Family of a disabled child seeks compensatory from school district under IDEA
Sedona AZ (January 14, 2016) – Matthew Oskowis announced that the Due Process Hearings by the Arizona Office of Administrative Hearing (Case # 16C-DP-012-ADE) being held at the Sedona Oak-Creek Unified School District’s (SOCUSD) Administrative Offices at 221 Brewer Road Sedona on Thursday, January 21st and Friday, January 22nd (8:30 a.m. to 5:00 p.m.) is to be “open” to the public.
A Due Process Hearing is a court-like review process governed by administrative law available to parents and school districts to resolve special education disputes under federal law. Usually Due Process hearings are “closed” to the public to protect the privacy of the child, but the parents can choose to make it “open” to the public if they wish.

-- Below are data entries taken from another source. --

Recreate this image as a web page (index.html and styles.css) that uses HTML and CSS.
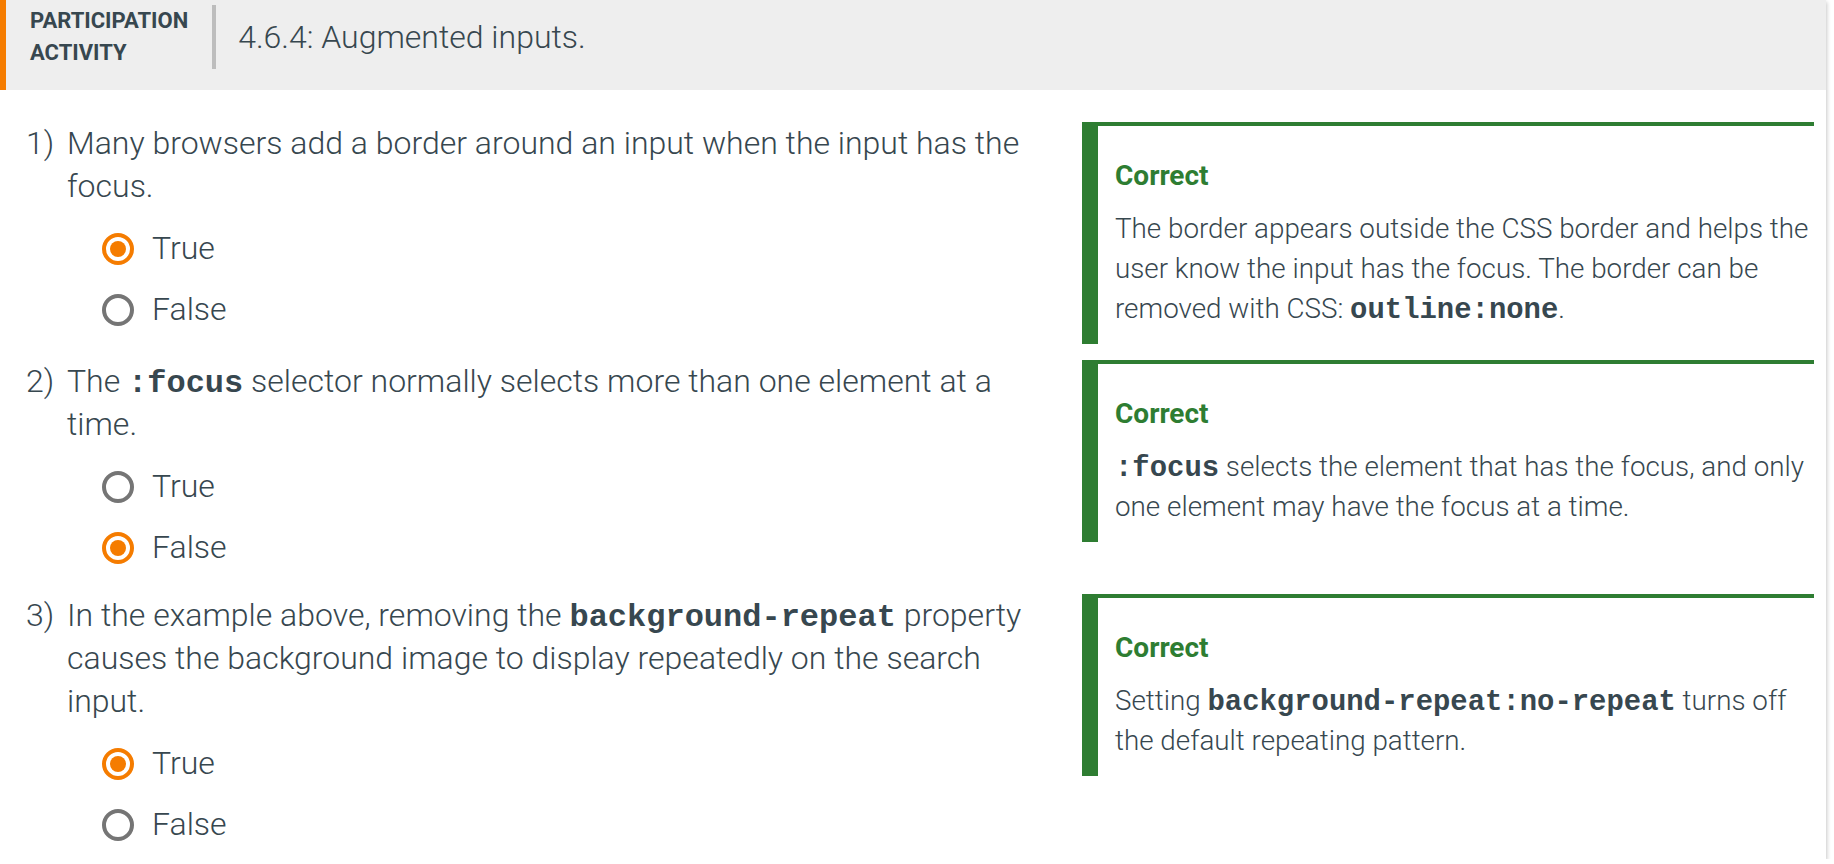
FILE: index.html
```html
<!DOCTYPE html>
<html lang="en">
<head>
<meta charset="utf-8">
<title>4.6.4: Augmented inputs.</title>
<link rel="stylesheet" href="styles.css">
</head>
<body>
<section class="card">
  <header class="act-header">
    <div class="act-label">PARTICIPATION<br>ACTIVITY</div>
    <div class="act-divider"></div>
    <h2 class="act-title">4.6.4: Augmented inputs.</h2>
  </header>

  <div class="questions">
    <div class="q-row">
      <div class="question">
        <span class="q-num">1)</span>
        <div class="q-body">
          <p class="prompt">Many browsers add a border around an input when the input has the focus.</p>
          <div class="options">
            <div class="option"><span class="radio checked"></span><span class="opt-text">True</span></div>
            <div class="option"><span class="radio"></span><span class="opt-text">False</span></div>
          </div>
        </div>
      </div>
      <div class="feedback">
        <div class="fb-title">Correct</div>
        <p class="fb-text">The border appears outside the CSS border and helps the user know the input has the focus. The border can be removed with CSS: <code>outline:none</code>.</p>
      </div>
    </div>

    <div class="q-row">
      <div class="question">
        <span class="q-num">2)</span>
        <div class="q-body">
          <p class="prompt">The <code>:focus</code> selector normally selects more than one element at a time.</p>
          <div class="options">
            <div class="option"><span class="radio"></span><span class="opt-text">True</span></div>
            <div class="option"><span class="radio checked"></span><span class="opt-text">False</span></div>
          </div>
        </div>
      </div>
      <div class="feedback">
        <div class="fb-title">Correct</div>
        <p class="fb-text"><code>:focus</code> selects the element that has the focus, and only one element may have the focus at a time.</p>
      </div>
    </div>

    <div class="q-row last">
      <div class="question">
        <span class="q-num">3)</span>
        <div class="q-body">
          <p class="prompt">In the example above, removing the <code>background-repeat</code> property causes the background image to display repeatedly on the search input.</p>
          <div class="options">
            <div class="option"><span class="radio checked"></span><span class="opt-text">True</span></div>
            <div class="option"><span class="radio"></span><span class="opt-text">False</span></div>
          </div>
        </div>
      </div>
      <div class="feedback">
        <div class="fb-title">Correct</div>
        <p class="fb-text">Setting <code>background-repeat:no-repeat</code> turns off the default repeating pattern.</p>
      </div>
    </div>
  </div>
</section>
</body>
</html>
```

FILE: styles.css
```css
* { box-sizing: border-box; }

html, body {
  margin: 0;
  padding: 0;
  background: #ffffff;
}

body {
  font-family: Roboto, "Liberation Sans", sans-serif;
  color: #37474f;
}

.card {
  width: 1826px;
  background: #ffffff;
  box-shadow: 1px 2px 4px rgba(0, 0, 0, 0.22);
}

.act-header {
  display: flex;
  align-items: center;
  background: #eeeeee;
  border-left: 6px solid #f57c00;
  padding: 5px 0 21px 24px;
}

.act-label {
  font-size: 22px;
  font-weight: 700;
  line-height: 32px;
  color: #37474f;
}

.act-divider {
  width: 4px;
  height: 64px;
  background: #bdbdbd;
  margin: 0 22px 0 24px;
}

.act-title {
  margin: 0;
  font-size: 32px;
  font-weight: 300;
  line-height: 40px;
  color: #37474f;
}

.questions {
  padding: 32px 12px 4px 26px;
}

.q-row {
  display: flex;
  align-items: flex-start;
  margin-bottom: 16px;
}

.q-row.last {
  margin-bottom: 0;
}

.question {
  flex: 1;
  display: flex;
  align-items: flex-start;
  padding-right: 37px;
}

.q-num {
  flex: 0 0 41px;
  font-size: 32px;
  font-weight: 300;
  line-height: 43px;
}

.q-body {
  flex: 1;
}

.prompt {
  margin: 0;
  font-size: 32px;
  font-weight: 300;
  line-height: 43px;
}

code {
  font-family: "Liberation Mono", "Courier New", monospace;
  font-weight: 700;
  font-size: 1em;
  line-height: 1;
}

.options {
  padding: 10px 0 0 35px;
}

.option {
  display: flex;
  align-items: center;
  height: 61px;
}

.radio {
  flex: 0 0 32px;
  width: 32px;
  height: 32px;
  border: 4px solid #757575;
  border-radius: 50%;
  display: flex;
  align-items: center;
  justify-content: center;
}

.radio.checked {
  border-color: #f57c00;
}

.radio.checked::after {
  content: "";
  width: 16px;
  height: 16px;
  border-radius: 50%;
  background: #f57c00;
}

.opt-text {
  margin-left: 18px;
  font-size: 32px;
  font-weight: 300;
  line-height: 43px;
}

.feedback {
  flex: 0 0 732px;
  width: 732px;
  border-top: 4px solid #2e7d32;
  border-left: 16px solid #2e7d32;
  padding: 32px 0 15px 17px;
}

.fb-title {
  font-size: 28px;
  font-weight: 700;
  line-height: 36px;
  color: #2e7d32;
  margin-bottom: 15px;
}

.fb-text {
  margin: 0 -1px 0 0;
  font-size: 27.8px;
  font-weight: 300;
  line-height: 40px;
}

.fb-text code {
  font-size: 1.04em;
}
```
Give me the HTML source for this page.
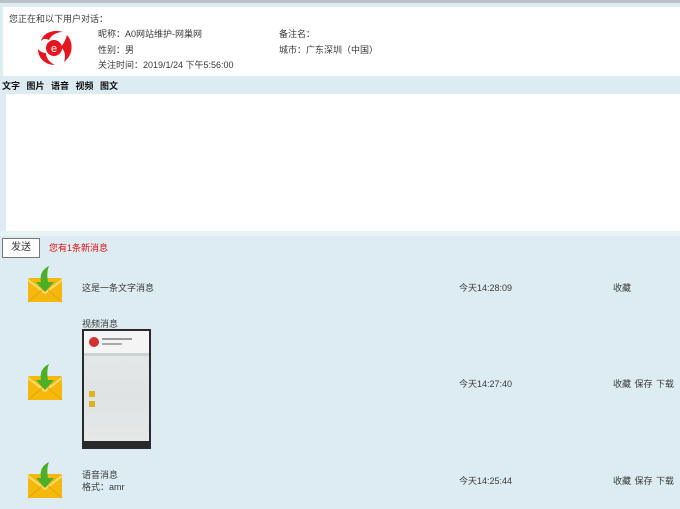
<!DOCTYPE html>
<html><head><meta charset="utf-8"><style>
*{margin:0;padding:0;box-sizing:border-box}
body{width:680px;height:509px;background:#dcecf2;font-family:"Liberation Sans","Noto Sans CJK SC",sans-serif;font-size:9px;color:#3a3a3a;position:relative;overflow:hidden}
.a{position:absolute;white-space:nowrap}
</style></head><body>
<div class="a" style="left:0;top:0;width:680px;height:3px;background:#b9c3c7"></div>
<div class="a" style="left:3px;top:7px;width:677px;height:69px;background:#fff"></div>
<div class="a" style="left:9px;top:12px">您正在和以下用户对话：</div>
<svg class="a" style="left:33px;top:27px" width="42" height="42" viewBox="0 0 42 42">
<path d="M8 14 C10 6 20 2 30 5 C24 5 18 8 16 13 C12 11 10 12 8 14Z" fill="#e5161e"/>
<path d="M34 8 C41 16 40 28 31 35 C33 29 32 24 28 20 C31 16 33 12 34 8Z" fill="#e5161e"/>
<path d="M5 22 C5 31 12 38 22 38 C16 35 13 31 13 26 C9 26 7 24 5 22Z" fill="#e5161e"/>
<circle cx="21" cy="21" r="8" fill="#e5161e"/>
<text x="21" y="25" font-size="11" fill="#fff" text-anchor="middle" font-family="Liberation Sans">e</text>
</svg>
<div class="a" style="left:98px;top:27px">昵称：A0网站维护-网巢网</div>
<div class="a" style="left:98px;top:43px">性别：男</div>
<div class="a" style="left:98px;top:58px">关注时间：2019/1/24 下午5:56:00</div>
<div class="a" style="left:279px;top:27px">备注名：</div>
<div class="a" style="left:279px;top:43px">城市：广东深圳（中国）</div>
<div class="a" style="left:2px;top:79px;font-weight:bold;color:#111;word-spacing:4px">文字 图片 语音 视频 图文</div>
<div class="a" style="left:6px;top:94px;width:674px;height:137px;background:#fff"></div>
<div class="a" style="left:0;top:231px;width:680px;height:5px;background:#e8f4f4"></div>
<div class="a" style="left:2px;top:238px;width:38px;height:20px;background:#fff;border:1px solid #777;text-align:center;line-height:18px;font-size:10px">发送</div>
<div class="a" style="left:49px;top:241px;color:#e01010">您有1条新消息</div>

<svg width="0" height="0" style="position:absolute"><defs><g id="env">
<rect x="1" y="12" width="34" height="24" rx="2" fill="#f5b80c"/>
<path d="M1 14 L18 27 L35 14" fill="none" stroke="#f9dc70" stroke-width="2"/>
<path d="M1 36 L15 24 M35 36 L21 24" stroke="#e5a500" stroke-width="1"/>
<path d="M22 0 C14 4 13 10 14 16 L9 16 L18 26 L27 16 L21 16 C20 10 20 5 22 0Z" fill="#4caf28"/>
</g></defs></svg>
<svg class="a" style="left:27px;top:266px" width="36" height="37"><use href="#env"/></svg>
<svg class="a" style="left:27px;top:364px" width="36" height="37"><use href="#env"/></svg>
<svg class="a" style="left:27px;top:462px" width="36" height="37"><use href="#env"/></svg>

<div class="a" style="left:82px;top:281px">这是一条文字消息</div>
<div class="a" style="left:459px;top:281px">今天14:28:09</div>
<div class="a" style="left:613px;top:281px">收藏</div>

<div class="a" style="left:82px;top:317px">视频消息</div>
<div class="a" style="left:82px;top:329px;width:69px;height:120px;background:#2a2a2a;padding:2px 2px 8px 2px">
<div style="width:100%;height:100%;background:linear-gradient(#e8eaea,#dfe3e3 60%,#e6e8e8);position:relative">
<div style="position:absolute;left:0;top:0;width:100%;height:22px;background:#f4f4f4"></div>
<div style="position:absolute;left:5px;top:6px;width:10px;height:10px;border-radius:50%;background:#d03030"></div>
<div style="position:absolute;left:18px;top:7px;width:30px;height:2px;background:#999"></div>
<div style="position:absolute;left:18px;top:12px;width:20px;height:2px;background:#aaa"></div>
<div style="position:absolute;left:0;top:22px;width:100%;height:3px;background:#c9d3d6"></div>
<div style="position:absolute;left:5px;top:60px;width:6px;height:6px;background:#e0b020"></div>
<div style="position:absolute;left:5px;top:70px;width:6px;height:6px;background:#e0b020"></div>
</div></div>
<div class="a" style="left:459px;top:377px">今天14:27:40</div>
<div class="a" style="left:613px;top:377px;word-spacing:1px">收藏 保存 下载</div>

<div class="a" style="left:82px;top:468px">语音消息</div>
<div class="a" style="left:82px;top:480px">格式：amr</div>
<div class="a" style="left:459px;top:474px">今天14:25:44</div>
<div class="a" style="left:613px;top:474px;word-spacing:1px">收藏 保存 下载</div>
</body></html>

Special educations disputes usually center around a document that is called an Independent Education Plan (IEP) that serves as a contract between a school district and a disabled child, ensuring that the school district delivers what they promise in terms of services to that disabled child. Sadly, more often than not, the school district falls short of reaching the mark defined by the IEP.
“By making the Due Process Hearings ‘open’ we wish to make people aware of SOCUSD behavior, so that public pressure can be brought to bear to change the attitudes that school district has toward their most vulnerable of students”, Mr. Oskowis stated.
Mr. Oskowis has actively advocated for his disabled child and has filed several legal actions against the school district, including two Federal District Court Case (CV-14-08166-JAT, CV-15-08064-DJH). Mr. Oskowis will be representing his disabled child by himself at the Due Process Hearing and the SOCUSD will be represented by attorneys from Hufford, Horstman, Mongini, Parnell & Tucker law firm based out of Flagstaff.
Mr. Oskowis has also gone as far as to pursue educational certifications in “Teaching Language to Children with Autism or Other Development Delays” and “Assessment of Basic Language and Learning Skills” so that he can better advocate for his child with a disability. Mr. Oskowis also belongs to the Council of Parent Attorney and Advocates (COPAA), an independent, nonprofit, national organization that seeks to protect the legal and civil rights of students with disabilities and their families.
“I look forward to presenting my evidence that the SOCUSD has not been providing my disabled child with the education he not only deserves under federal and state law, but desperately needs as well. I hope the community rises and comes stand with me”, Mr. Oskowis concluded.